Your goal: Starting with the first line below, extract each line through the one that contains "const TOP = 148.3;", inclusive, excluding pictures.
════════════════════
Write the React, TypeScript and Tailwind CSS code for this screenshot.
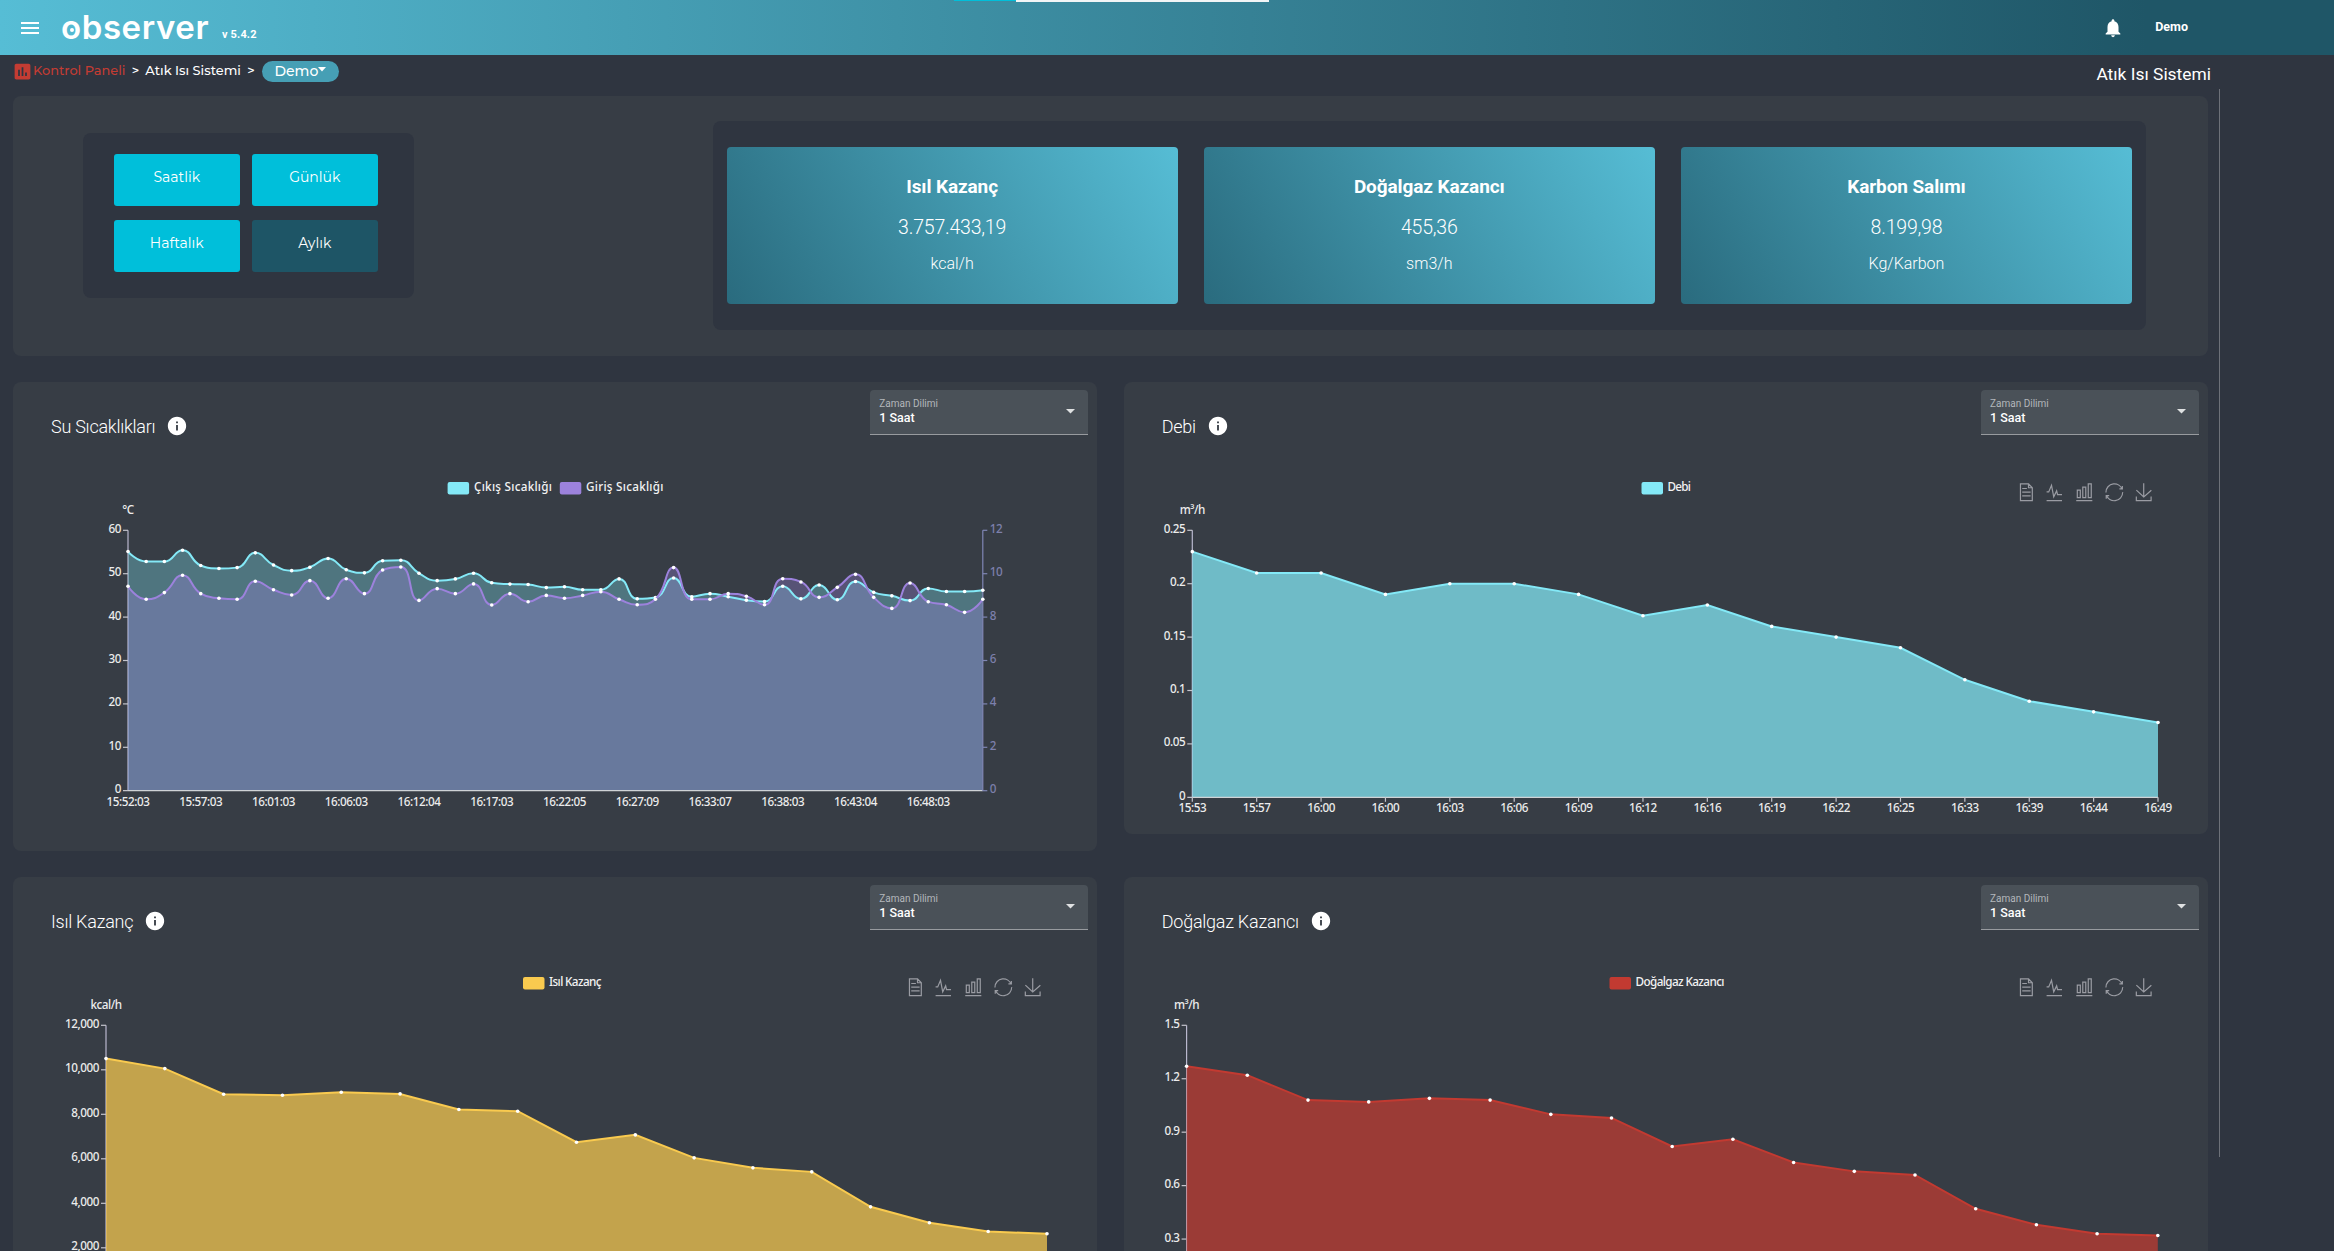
import React from "react";
import { MdAssessment, MdInfo, MdMenu, MdNotifications } from "react-icons/md";

type Point = { x: number; y: number };

type Axis = {
  max: number;
  labels: string[];
};

type Series = {
  name: string;
  color: string;
  data: number[];
  max: number;
  opacity: number;
  smooth?: boolean;
};

type ChartProps = {
  unit: string;
  left: number;
  right: number;
  bottom: number;
  height: number;
  axis: Axis;
  rightAxis?: Axis;
  xLabels: string[];
  xEvery: number;
  xTicks?: boolean;
  series: Series[];
  legend: { swatch: number; text: number; width: number }[];
  toolbox?: boolean;
};

const TOP = 148.3;

const outTemps = [
  55.1, 52.8, 52.8, 55.4, 51.9, 51.2, 51.4, 54.8, 52, 50.7, 51.5, 53.5, 50.9, 50.2, 53, 53.1, 50.1, 48.4, 48.8, 50.1,
  47.9, 47.6, 47.5, 46.8, 47, 46.3, 46.3, 48.8, 44.2, 44.5, 49, 44.7, 45.4, 44.7, 43.9, 43.6, 47.1, 44.2, 47.4, 44,
  48.2, 45.7, 44.9, 43.8, 46.6, 45.9, 45.9, 46.2,
];

const inTemps = [
  9.42, 8.82, 9.13, 9.93, 9.08, 8.87, 8.82, 9.65, 9.26, 9.02, 9.68, 8.87, 9.77, 9.08, 10.17, 10.31, 8.77, 9.31, 9.08,
  9.53, 8.56, 9.08, 8.71, 9, 8.87, 9, 9.17, 8.82, 8.57, 8.82, 10.28, 8.82, 8.82, 9.08, 8.96, 8.57, 9.77, 9.62, 8.91,
  9.37, 9.97, 8.91, 8.4, 9.57, 8.71, 8.57, 8.22, 8.82,
];

const flow = [0.23, 0.21, 0.21, 0.19, 0.2, 0.2, 0.19, 0.17, 0.18, 0.16, 0.15, 0.14, 0.11, 0.09, 0.08, 0.07];

const heat = [
  10503, 10054, 8901, 8856, 8991, 8916, 8213, 8138, 6745, 7075, 6042, 5593, 5413, 3841, 3123, 2733, 2629,
];

const gas = [1.27, 1.22, 1.08, 1.07, 1.09, 1.08, 1, 0.98, 0.82, 0.86, 0.73, 0.68, 0.66, 0.47, 0.38, 0.33, 0.32];

// cx is the horizontal middle of each path
const tools = [
  {
    x: 902.3,
    cx: 31,
    d: "M17.5,17.3H33 M45.4,29.5h-28 M11.5,2v56H51V14.8L38.4,2H11.5z M38.4,2.2v12.7H51 M45.4,41.7h-28",
  },
  { x: 930.3, cx: 29.8, d: "M4.1,28.9h7.1l9.3-22l7.4,38l9.7-19.7l3,12.8h14.9M4.1,58h51.4" },
  { x: 960.3, cx: 30, d: "M6.7,22.9h10V48h-10V22.9zM24.9,13h10v35h-10V13zM43.2,2h10v46h-10V2zM3.1,58h53.7" },
  {
    x: 990.3,
    cx: 30,
    d: "M47,18.9h9.8V8.7 M56.3,20.1 C52.1,9,40.5,0.6,26.8,2.1C12.6,3.7,1.6,16.2,2.1,30.6 M13,41.1H3.1v10.2 M3.7,39.9c4.2,11.1,15.8,19.5,29.5,18 c14.2-1.6,25.2-14.1,24.7-28.5",
  },
  { x: 1019.8, cx: 29.5, d: "M4.7,22.9L29.3,45.5L54.7,23.4M4.6,43.6L4.6,58L53.8,58L53.8,43.6M29.2,45.1L29.2,0" },
];

const clamp = (v: number, a: number, b: number) => Math.max(Math.min(v, Math.max(a, b)), Math.min(a, b));

function straightPath(pts: Point[]) {
  return pts.map((p, i) => `${i ? "L" : "M"}${p.x},${p.y}`).join("");
}

function smoothPath(pts: Point[]) {
  let d = `M${pts[0].x},${pts[0].y}`;
  let cp = pts[0];
  for (let i = 1; i < pts.length; i++) {
    const p = pts[i];
    const prev = pts[i - 1];
    const next = pts[i + 1];
    let before = p;
    let after = p;
    if (next) {
      const lenPrev = Math.hypot(p.x - prev.x, p.y - prev.y);
      const lenNext = Math.hypot(next.x - p.x, next.y - p.y);
      const ratio = lenNext / (lenNext + lenPrev);
      const vx = (next.x - prev.x) * 0.5;
      const vy = (next.y - prev.y) * 0.5;
      after = { x: clamp(p.x + vx * ratio, p.x, next.x), y: clamp(p.y + vy * ratio, p.y, next.y) };
      const k = lenPrev / lenNext;
      before = {
        x: clamp(p.x - (after.x - p.x) * k, prev.x, p.x),
        y: clamp(p.y - (after.y - p.y) * k, prev.y, p.y),
      };
      after = { x: p.x + (p.x - before.x) / k, y: p.y + (p.y - before.y) / k };
    }
    d += `C${cp.x},${cp.y} ${before.x},${before.y} ${p.x},${p.y}`;
    cp = after;
  }
  return d;
}

function Chart(props: ChartProps) {
  const { unit, left, right, bottom, height, axis, rightAxis, xLabels, xEvery, xTicks, series, legend, toolbox } = props;
  const count = series[0].data.length;
  const step = (right - left) / (count - 1);
  const tickY = (i: number, n: number) => bottom - ((bottom - TOP) * i) / (n - 1);

  return (
    <svg
      width="1084"
      height={height}
      viewBox={`0 62 1084 ${height}`}
      className="block shrink-0 font-['Noto_Sans','Open_Sans',sans-serif] text-[11.7px] tracking-[-0.45px] font-medium"
    >
      {series.map((s, i) => (
        <g key={s.name}>
          <rect x={legend[i].swatch} y={100} width={21.5} height={12.5} rx={2} fill={s.color} />
          <text x={legend[i].text} y={109} textLength={legend[i].width} fill="#f2f2f2">
            {s.name}
          </text>
        </g>
      ))}

      {toolbox &&
        tools.map((t) => (
          <path
            key={t.x}
            d={t.d}
            transform={`translate(${t.x - t.cx * 0.3} ${110.3 - 9}) scale(0.3)`}
            fill="none"
            stroke="#9a9ca3"
            strokeWidth={4}
          />
        ))}

      <text x={left} y={132} textAnchor="middle" fill="#ececec">
        {unit}
      </text>
      <path d={`M${left},${TOP}V${bottom}`} stroke="#b9b8ce" strokeWidth={1.2} />
      {axis.labels.map((l, i) => (
        <g key={l}>
          <path d={`M${left - 5},${tickY(i, axis.labels.length)}h5`} stroke="#c4c4cc" strokeWidth={1.2} />
          <text x={left - 7} y={tickY(i, axis.labels.length) + 2.5} textAnchor="end" fill="#ececec">
            {l}
          </text>
        </g>
      ))}

      {series.map((s) => {
        const pts = s.data.map((v, i) => ({ x: left + step * i, y: bottom - (v / s.max) * (bottom - TOP) }));
        const line = s.smooth ? smoothPath(pts) : straightPath(pts);
        return (
          <path key={s.name} d={`${line}V${bottom}H${left}Z`} fill={s.color} fillOpacity={s.opacity} />
        );
      })}

      <path d={`M${left},${bottom}H${right}`} stroke="#cfd3d6" strokeWidth={1.3} />
      {xLabels.map((l, i) => (
        <g key={i}>
          {xTicks && <path d={`M${left + step * i * xEvery},${bottom}v4.5`} stroke="#c4c4cc" strokeWidth={1.2} />}
          <text x={left + step * i * xEvery} y={bottom + 15} textAnchor="middle" fill="#ececec">
            {l}
          </text>
        </g>
      ))}

      {rightAxis && (
        <g>
          <path d={`M${right},${TOP}V${bottom}`} stroke="#7f86b4" strokeWidth={1.2} />
          {rightAxis.labels.map((l, i) => (
            <g key={l}>
              <path d={`M${right},${tickY(i, rightAxis.labels.length)}h4.5`} stroke="#7f86b4" strokeWidth={1.2} />
              <text x={right + 7} y={tickY(i, rightAxis.labels.length) + 2.5} fill="#7d80ac">
                {l}
              </text>
            </g>
          ))}
        </g>
      )}

      {series.map((s) => {
        const pts = s.data.map((v, i) => ({ x: left + step * i, y: bottom - (v / s.max) * (bottom - TOP) }));
        return (
          <g key={s.name}>
            <path d={s.smooth ? smoothPath(pts) : straightPath(pts)} fill="none" stroke={s.color} strokeWidth={2} />
            {pts.map((p, i) => (
              <circle key={i} cx={p.x} cy={p.y} r={1.8} fill="#ffffff" />
            ))}
          </g>
        );
      })}
    </svg>
  );
}

function TimeSelect() {
  return (
    <div className="mt-[8px] mr-[9px] w-[217.5px] h-[45.5px] rounded-t bg-[#4a5158] border-b border-[#989b9f] flex items-center justify-between pl-[9px] pr-[13px]">
      <div>
        <p className="text-[10px] leading-[13px] text-[#b3b7bb]">Zaman Dilimi</p>
        <p className="text-[12.5px] leading-4 font-medium text-white">1 Saat</p>
      </div>
      <svg width="9" height="5" viewBox="0 0 9 5">
        <path d="M0 0h9L4.5 4.5z" fill="#dfe1e2" />
      </svg>
    </div>
  );
}

function Panel({ title, className, children }: { title: string; className: string; children: React.ReactNode }) {
  return (
    <section className={`rounded-lg bg-[#373d45] overflow-hidden ${className}`}>
      <div className="h-[62px] flex justify-between">
        <div className="flex items-start gap-[11px] pl-[38px] pt-[33px]">
          <h3 className="font-light text-[18px] leading-6 tracking-[-0.25px] text-white">{title}</h3>
          <MdInfo className="size-[22px] text-white" />
        </div>
        <TimeSelect />
      </div>
      {children}
    </section>
  );
}

function PeriodButton({ label, active }: { label: string; active?: boolean }) {
  return (
    <button
      className={`w-[125.5px] h-[52px] rounded-[3px] pb-[5px] text-[14px] text-white ${
        active ? "bg-[#1e5566]" : "bg-[#00bfda]"
      }`}
    >
      {label}
    </button>
  );
}

function StatCard({ title, value, unit }: { title: string; value: string; unit: string }) {
  return (
    <div className="flex-1 h-[156.5px] rounded bg-[linear-gradient(60deg,#2a6b7e,#56bdd5)] text-white text-center pt-7">
      <p className="text-[19px] leading-6 font-bold tracking-[-0.1px]">{title}</p>
      <p className="mt-[17px] text-[19.5px] leading-6 font-light tracking-[-0.2px]">{value}</p>
      <p className="mt-3.5 text-[16px] leading-5 font-light">{unit}</p>
    </div>
  );
}

export default function App() {
  return (
    <div className="w-full h-[1251px] overflow-hidden bg-[#2f3540] font-[Roboto,sans-serif]">
      <header className="relative h-[55px] flex items-center bg-[linear-gradient(90deg,#56bdd5_0%,#1f5667_92%)] text-white">
        <MdMenu className="ml-[18px] size-6" />
        <h1 className="relative ml-[19px] w-[149px] font-[Inter,sans-serif] font-semibold text-[33px] leading-none tracking-[0.6px]">
          observer
          <span className="absolute left-[9px] top-[17px] size-[4px] rounded-full bg-white" />
        </h1>
        <span className="ml-3 mt-4 text-[11px] font-bold tracking-[0.15px]">v 5.4.2</span>
        <MdNotifications className="ml-auto size-[22px]" />
        <span className="ml-[31px] mr-[146px] text-[12.5px] font-bold">Demo</span>
        {/* loading bar */}
        <div className="absolute top-0 left-[954px] w-[315px] h-[2px] flex">
          <span className="w-[62px] h-px bg-[#00bfda]" />
          <span className="flex-1 bg-[#f2f5f6]" />
        </div>
      </header>

      <div className="h-[34px] w-[2220px] flex items-start justify-between text-white">
        <nav className="flex items-center pl-3 pt-1.5 h-[26px] font-[Montserrat,Inter,sans-serif] text-[12.9px] font-medium">
          <MdAssessment className="size-[21px] text-[#c43c33]" />
          <span className="text-[#c43c33]">Kontrol Paneli</span>
          <span className="ml-[6.5px]">&gt;</span>
          <span className="ml-[6px]">Atık Isı Sistemi</span>
          <span className="ml-[6.5px]">&gt;</span>
          <span className="ml-[7px] h-[21px] w-[77px] rounded-full bg-[#469fb5] flex items-center justify-center text-[14px]">
            Demo
            <svg width="8" height="5" viewBox="0 0 8 5" className="mb-1">
              <path d="M0 0h8L4 4.5z" fill="#ffffff" />
            </svg>
          </span>
        </nav>
        <h2 className="mr-[9px] pt-[5.5px] text-[17.4px]">Atık Isı Sistemi</h2>
      </div>

      <div className="flex">
        <main className="w-[2219px] shrink-0 pl-[13px] pr-[11.5px] pt-[6.5px]">
          <section className="h-[260px] rounded-lg bg-[#373d45] flex items-start justify-between pl-[70px] pr-[62px]">
            <div className="mt-[37px] w-[331px] h-[165px] rounded-lg bg-[#2f3540] pl-[31px] pt-[21.5px] grid grid-cols-[125.5px_125.5px] grid-rows-[52.5px_52.5px] gap-x-[12.5px] gap-y-[13.5px] font-[Montserrat,Inter,sans-serif]">
              <PeriodButton label="Saatlik" />
              <PeriodButton label="Günlük" />
              <PeriodButton label="Haftalık" />
              <PeriodButton label="Aylık" active />
            </div>
            <div className="mt-[25.5px] w-[1432.5px] h-[208.5px] rounded-lg bg-[#2f3540] flex gap-[26px] px-[13.5px] pt-[26px]">
              <StatCard title="Isıl Kazanç" value="3.757.433,19" unit="kcal/h" />
              <StatCard title="Doğalgaz Kazancı" value="455,36" unit="sm3/h" />
              <StatCard title="Karbon Salımı" value="8.199,98" unit="Kg/Karbon" />
            </div>
          </section>

          <div className="mt-[26px] grid grid-cols-2 gap-x-[27px] gap-y-[26px] items-start">
            <Panel title="Su Sıcaklıkları" className="h-[469px]">
              <Chart
                unit="°C"
                left={115}
                right={969.8}
                bottom={408.7}
                height={400}
                axis={{ max: 60, labels: ["0", "10", "20", "30", "40", "50", "60"] }}
                rightAxis={{ max: 12, labels: ["0", "2", "4", "6", "8", "10", "12"] }}
                xLabels={[
                  "15:52:03",
                  "15:57:03",
                  "16:01:03",
                  "16:06:03",
                  "16:12:04",
                  "16:17:03",
                  "16:22:05",
                  "16:27:09",
                  "16:33:07",
                  "16:38:03",
                  "16:43:04",
                  "16:48:03",
                ]}
                xEvery={4}
                series={[
                  { name: "Çıkış Sıcaklığı", color: "#84e9f7", data: outTemps, max: 60, opacity: 0.33, smooth: true },
                  { name: "Giriş Sıcaklığı", color: "#9c82dc", data: inTemps, max: 12, opacity: 0.33, smooth: true },
                ]}
                legend={[
                  { swatch: 434.6, text: 461, width: 77.5 },
                  { swatch: 546.8, text: 573, width: 77 },
                ]}
              />
            </Panel>

            <Panel title="Debi" className="h-[452px]">
              <Chart
                unit="m³/h"
                left={68.3}
                right={1034}
                bottom={415.3}
                height={390}
                axis={{ max: 0.25, labels: ["0", "0.05", "0.1", "0.15", "0.2", "0.25"] }}
                xLabels={[
                  "15:53",
                  "15:57",
                  "16:00",
                  "16:00",
                  "16:03",
                  "16:06",
                  "16:09",
                  "16:12",
                  "16:16",
                  "16:19",
                  "16:22",
                  "16:25",
                  "16:33",
                  "16:39",
                  "16:44",
                  "16:49",
                ]}
                xEvery={1}
                xTicks
                series={[{ name: "Debi", color: "#84e9f7", data: flow, max: 0.25, opacity: 0.735 }]}
                legend={[{ swatch: 517.5, text: 543.5, width: 23 }]}
                toolbox
              />
            </Panel>

            <Panel title="Isıl Kazanç" className="h-[469px]">
              <Chart
                unit="kcal/h"
                left={93}
                right={1034}
                bottom={415.3}
                height={400}
                axis={{ max: 12000, labels: ["0", "2,000", "4,000", "6,000", "8,000", "10,000", "12,000"] }}
                xLabels={[]}
                xEvery={1}
                series={[{ name: "Isıl Kazanç", color: "#f9ca4f", data: heat, max: 12000, opacity: 0.72 }]}
                legend={[{ swatch: 510, text: 536, width: 52 }]}
                toolbox
              />
            </Panel>

            <Panel title="Doğalgaz Kazancı" className="h-[469px]">
              <Chart
                unit="m³/h"
                left={62.6}
                right={1033.8}
                bottom={415.5}
                height={400}
                axis={{ max: 1.5, labels: ["0", "0.3", "0.6", "0.9", "1.2", "1.5"] }}
                xLabels={[]}
                xEvery={1}
                series={[{ name: "Doğalgaz Kazancı", color: "#c23a31", data: gas, max: 1.5, opacity: 0.72 }]}
                legend={[{ swatch: 485.5, text: 511.5, width: 88.5 }]}
                toolbox
              />
            </Panel>
          </div>
        </main>
        <div className="w-px h-[1068px] bg-[#6d7179]" />
      </div>
    </div>
  );
}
════════════════════
Finished task:
Write the React, TypeScript and Tailwind CSS code for this screenshot.
import React from "react";
import { MdAssessment, MdInfo, MdMenu, MdNotifications } from "react-icons/md";

type Point = { x: number; y: number };

type Axis = {
  max: number;
  labels: string[];
};

type Series = {
  name: string;
  color: string;
  data: number[];
  max: number;
  opacity: number;
  smooth?: boolean;
};

type ChartProps = {
  unit: string;
  left: number;
  right: number;
  bottom: number;
  height: number;
  axis: Axis;
  rightAxis?: Axis;
  xLabels: string[];
  xEvery: number;
  xTicks?: boolean;
  series: Series[];
  legend: { swatch: number; text: number; width: number }[];
  toolbox?: boolean;
};

const TOP = 148.3;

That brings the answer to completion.